K-State’s final COVID-19 tests of the week — they are tested three times each week, per a directive from the Big 12 Conference — will be on Fridays. As soon as they are completed, the team will head to its hotel.

That’s yet another area that will be different this season.

In years past, parents and other members of a player’s family typically stop by the hotel to visit with their sons.

“We’re going to take that part of it out right now because of our bubble,” Klieman said, “but Manhattan is a small community, so that’s something I know our kids aren’t excited about. But they understand why we’re doing it.”

Starting quarterback Skylar Thompson already is dreading it. Just thinking about it, he became emotional Tuesday during a video interview with reporters, reflecting upon the enjoyment he gets from the night-before-game hotel sessions with his father.

“It was a moment where it was just my dad and I. I didn’t have a bunch of other people trying to talk to me or trying to visit with me,” Thompson said.

“I could just sit there and talk to my dad and have some really quality father-son time.

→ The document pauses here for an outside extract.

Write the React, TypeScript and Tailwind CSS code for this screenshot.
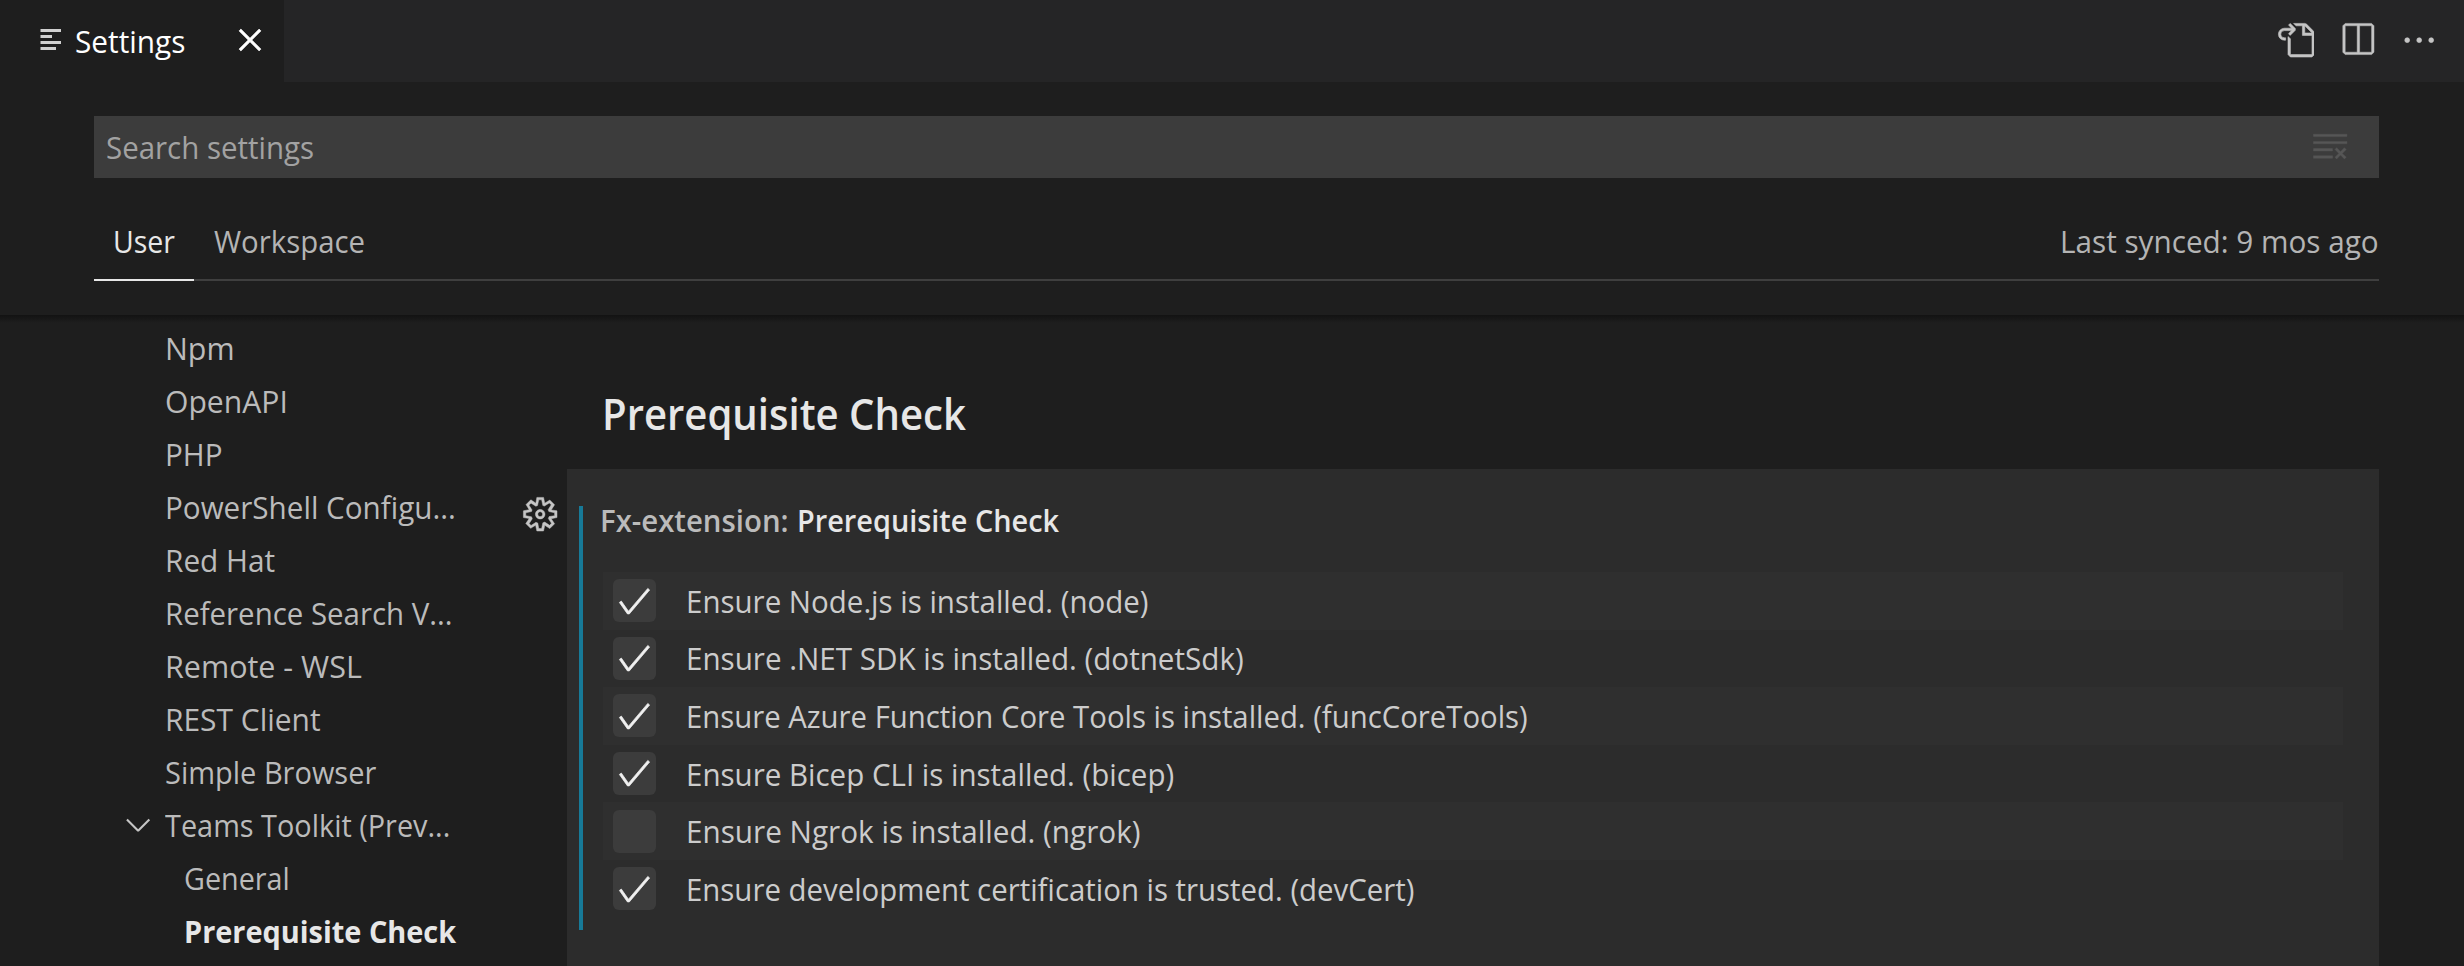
import type { ReactNode } from "react";
import {
  VscCheck,
  VscChevronDown,
  VscClearAll,
  VscClose,
  VscEllipsis,
  VscGear,
  VscGoToFile,
  VscSplitHorizontal,
} from "react-icons/vsc";

type TreeItem = { label: string; scale: string; kind?: "group" | "child" | "active" };

const tree: TreeItem[] = [
  { label: "Npm", scale: "scale-x-[0.98]" },
  { label: "OpenAPI", scale: "scale-x-[0.972]" },
  { label: "PHP", scale: "scale-x-[0.956]" },
  { label: "PowerShell Configu...", scale: "scale-x-[0.956]" },
  { label: "Red Hat", scale: "scale-x-[0.961]" },
  { label: "Reference Search V...", scale: "scale-x-[0.949]" },
  { label: "Remote - WSL", scale: "scale-x-[0.983]" },
  { label: "REST Client", scale: "scale-x-[0.966]" },
  { label: "Simple Browser", scale: "scale-x-[0.935]" },
  { label: "Teams Toolkit (Prev...", scale: "scale-x-[0.931]", kind: "group" },
  { label: "General", scale: "scale-x-[0.928]", kind: "child" },
  { label: "Prerequisite Check", scale: "scale-x-[0.932]", kind: "active" },
];

const checks = [
  { label: "Ensure Node.js is installed. (node)", scale: "scale-x-[0.951]", on: true },
  { label: "Ensure .NET SDK is installed. (dotnetSdk)", scale: "scale-x-[0.955]", on: true },
  { label: "Ensure Azure Function Core Tools is installed. (funcCoreTools)", scale: "scale-x-[0.946]", on: true },
  { label: "Ensure Bicep CLI is installed. (bicep)", scale: "scale-x-[0.952]", on: true },
  { label: "Ensure Ngrok is installed. (ngrok)", scale: "scale-x-[0.958]", on: false },
  { label: "Ensure development certification is trusted. (devCert)", scale: "scale-x-[0.948]", on: true },
];

function Label({ scale, className = "", children }: { scale: string; className?: string; children: ReactNode }) {
  return <span className={`block origin-left whitespace-nowrap ${scale} ${className}`}>{children}</span>;
}

function TabBar() {
  return (
    <header className="flex h-[82px] shrink-0 bg-[#252526]">
      <div className="flex w-[284px] items-center bg-[#1e1e1e] pl-10 text-white">
        <svg width="22" height="22" viewBox="0 0 22 22" fill="#d0d0d0" className="mb-[3px]">
          <path d="M.5 0H21v3H.5zM.5 6H12v3H.5zM.5 12H21v3H.5zM.5 18H16v3H.5z" />
        </svg>
        <Label scale="scale-x-[0.96]" className="ml-[13px] w-[115px]">
          Settings
        </Label>
        <VscClose strokeWidth={0.3} className="mb-[2px] ml-10 size-[40px]" />
      </div>
      <div className="flex flex-1 items-start justify-end gap-[23.5px] pt-[20.5px] pr-[26px] text-[#c5c5c5]">
        <VscGoToFile strokeWidth={0.25} className="size-[38.4px]" />
        <VscSplitHorizontal strokeWidth={0.2} className="size-[38.4px]" />
        <VscEllipsis strokeWidth={0.3} className="size-[38.4px]" />
      </div>
    </header>
  );
}

function SettingsHeader() {
  return (
    <section className="flex h-[233px] shrink-0 flex-col pt-[34px] pr-[85px] pl-[94px]">
      <div className="flex h-[62px] items-center justify-between bg-[#3c3c3c] pr-[29.7px] pl-3 text-[#a2a2a2]">
        <Label scale="scale-x-[0.95]">Search settings</Label>
        <VscClearAll strokeWidth={0.15} className="mb-[1.4px] size-[38.4px] text-[#565656]" />
      </div>
      <div className="mt-[22px] flex h-[81px] items-stretch justify-between border-b-2 border-[#3f3f3f]">
        <nav className="flex">
          <div className="-mb-[2px] flex w-[100px] items-center border-b-2 border-[#e7e7e7] pt-[3px] pl-[19px] text-[#e7e7e7]">
            <Label scale="scale-x-[0.919]">User</Label>
          </div>
          <div className="flex items-center pt-[3px] pl-[19.5px] text-[#b4b4b4]">
            <Label scale="scale-x-[0.947]">Workspace</Label>
          </div>
        </nav>
        <div className="flex items-center pt-[3px] text-[#b4b4b4]">
          <span className="block origin-right scale-x-[0.958] whitespace-nowrap">Last synced: 9 mos ago</span>
        </div>
      </div>
    </section>
  );
}

function TreeRow({ item }: { item: TreeItem }) {
  const nested = item.kind === "child" || item.kind === "active";
  return (
    <li className={`flex h-[53px] items-center ${item.kind === "active" ? "font-bold text-[#e7e7e7]" : "text-[#bbbbbb]"}`}>
      <span className={nested ? "w-[184px]" : "w-[165px] pl-[119px]"}>
        {item.kind === "group" && <VscChevronDown className="size-[38.4px] text-[#c5c5c5]" />}
      </span>
      <Label scale={item.scale}>{item.label}</Label>
    </li>
  );
}

function CheckRow({ label, scale, on, shaded }: { label: string; scale: string; on: boolean; shaded: boolean }) {
  return (
    <li className={`flex h-[57.6px] items-center pl-2.5 ${shaded ? "bg-[#2f2f2f]" : ""}`}>
      <span className="flex size-[43px] items-center justify-center rounded-md bg-[#3c3c3c] pr-[1.4px] text-[#f0f0f0]">
        {on && <VscCheck strokeWidth={0.3} className="size-[38.4px]" />}
      </span>
      <Label scale={scale} className="ml-[29.7px] text-[#cccccc]">
        {label}
      </Label>
    </li>
  );
}

export default function App() {
  return (
    <div className="flex h-[966px] w-[2464px] flex-col overflow-hidden bg-[#1e1e1e] font-['Open_Sans','Noto_Sans',sans-serif] text-[31px] leading-[42px]">
      <TabBar />
      <SettingsHeader />
      <main className="relative flex min-h-0 flex-1">
        <div className="absolute inset-x-0 top-0 h-2 bg-gradient-to-b from-[#121212] to-[#1e1e1e]" />
        <ul className="w-[521px] shrink-0 pt-[6px]">
          {tree.map((item) => (
            <TreeRow key={item.label} item={item} />
          ))}
        </ul>
        <div className="w-[46px] shrink-0 pt-[180px]">
          <VscGear strokeWidth={0.2} className="size-[38.4px] text-[#c5c5c5]" />
        </div>
        <div className="flex w-[1812px] flex-col">
          <h2 className="h-[154px] pt-[70px] pl-[35px] text-[43.2px] leading-[58px] font-semibold text-[#e7e7e7]">
            <Label scale="scale-x-[0.928]">Prerequisite Check</Label>
          </h2>
          <div className="flex-1 bg-[#2c2c2c] pt-[37px] pr-9 pl-3">
            <div className="h-[424px] border-l-[4px] border-[#177a98] pl-5">
              <h3 className="flex h-[66px] font-semibold">
                <Label scale="scale-x-[0.947]" className="-mt-[7px] -ml-[3px] w-[197px] text-[#bbbbbb]">
                  Fx-extension:
                </Label>
                <Label scale="scale-x-[0.931]" className="-mt-[7px] text-[#e7e7e7]">
                  Prerequisite Check
                </Label>
              </h3>
              <ul>
                {checks.map((check, i) => (
                  <CheckRow key={check.label} {...check} shaded={i % 2 === 0} />
                ))}
              </ul>
            </div>
          </div>
        </div>
      </main>
    </div>
  );
}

Talk about the game plan, talk about how I’m feeling. My dad would just tell me how proud he was of me or just talk about memories of me being a little kid. Just having conversations with my dad in those types of moments, I always cherished and really take a lot of pride in and value. That not being realistic this year is going to be tough.”

Players will ‘make most of’ postgame

Players will be able to see their families once the clock reads triple-zero on Saturdays. That’s something, Klieman said, that has to be allowed.

But that doesn’t mean the reminders about the dangers of COVID — and how quickly it can spread — ever are far away.

“We keep preaching, like every coach in America does, about staying safe after practices and after games,” he said. “We had a mock game on Saturday and cut them loose on Saturday night, because you can’t practice with them 24-7. So the maturity level has to step up at some point and say, ‘Hey guys, if we want to have the opportunity to be able to tee it up each Saturday, we have to make sure and keep ourselves safe.’”

Thompson said that goes both ways. As much as he’s trying to practice the proper guidelines amid this pandemic, he’s making sure his family and friends know if they want to be able to talk with him after games, they have to do their part during the week.

“They understand that they’re a part of the sacrifice, too. They can’t go out and be around tons of people and put themselves in situations to get this virus either,” he said. “At the same time, we’re always going to take the right precautions of the situation. In my living situation, I only live with one other person.”

That person?

Klieman’s son, Devin, a K-State student coach.

“He’s really bought in and he cares about our football team as well. He’s not going to put himself in a position to get sick either,” Thompson said. “We both understand we’re going to have to do a lot and sacrifice a lot, but at the end of the day, we want to play football. Ultimately, that’s what’s most important right now, and everybody in my life and his life and everybody understands that.”

None of the precautions players are being forced to take this season are easy. Or ideal.

But they’re doing what they must to continue playing the game they love.

“It’s going to be a process we’re going to have to work through and understand and make the most of having a six-feet conversation with my family (after games),” Thompson said. “It will be good, and we’ll make the most of it.”